All in all having considered all the arguments on the grounds attacking the conviction, with respect, for the reasons I have given
and the fact that I do not see any defect in the procedure followed by the lower court, I do not agree that the plea of guilty was
defective or that the conviction can be faulted. I therefore dismiss the appeal against conviction.
With regard to the appeal against sentence it is contended that the sentence is manifestly excessive. It was argued that the offence
is a misdemeanor punishable with a maximum sentence of 3 years. The appellant is a first offender, he pleaded guilty and he is young,
24 years old. These are factors in his favour as such he deserves a lesser sentence. On the other hand he breached the trust that
was there between him and the complainant. Also he benefited from the proceeds of his crime. The cell phone has not been recovered.

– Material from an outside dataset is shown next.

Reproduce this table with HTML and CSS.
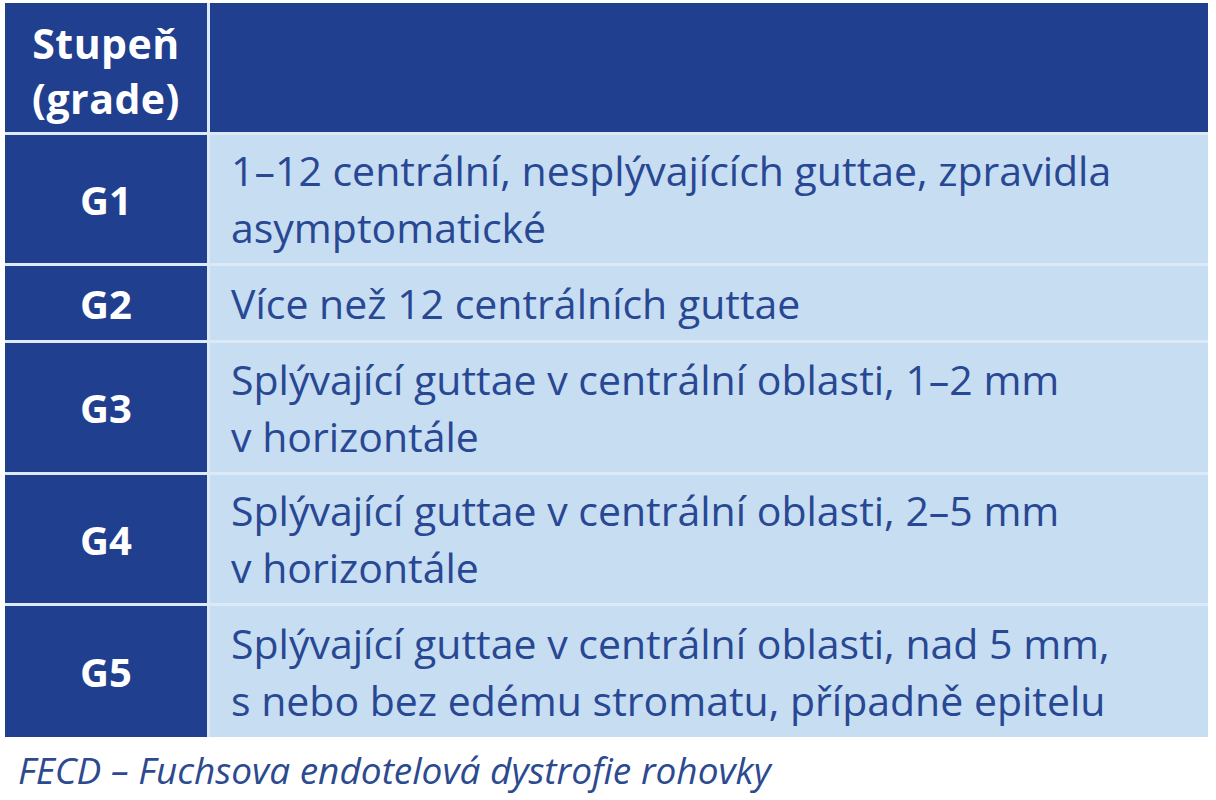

The complainant has therefore been put to permanent loss. These are aggravating factors. Considering all the factors, I would not
say that the sentence of 2 years brings a sense of shock to me. I do not think it is manifestly excessive. It may lean towards the
higher side but it is not manifestly excessive. Therefore, the appeal against sentence is also dismissed.
In the circumstances I do not think that there is any failure of justice as was argued in ground number 6. As I have already said
the appeal fails in its entirety. And I confirm both the conviction and the sentence.
Pronounced in open court this 6thday of August 2004 at Blantyre.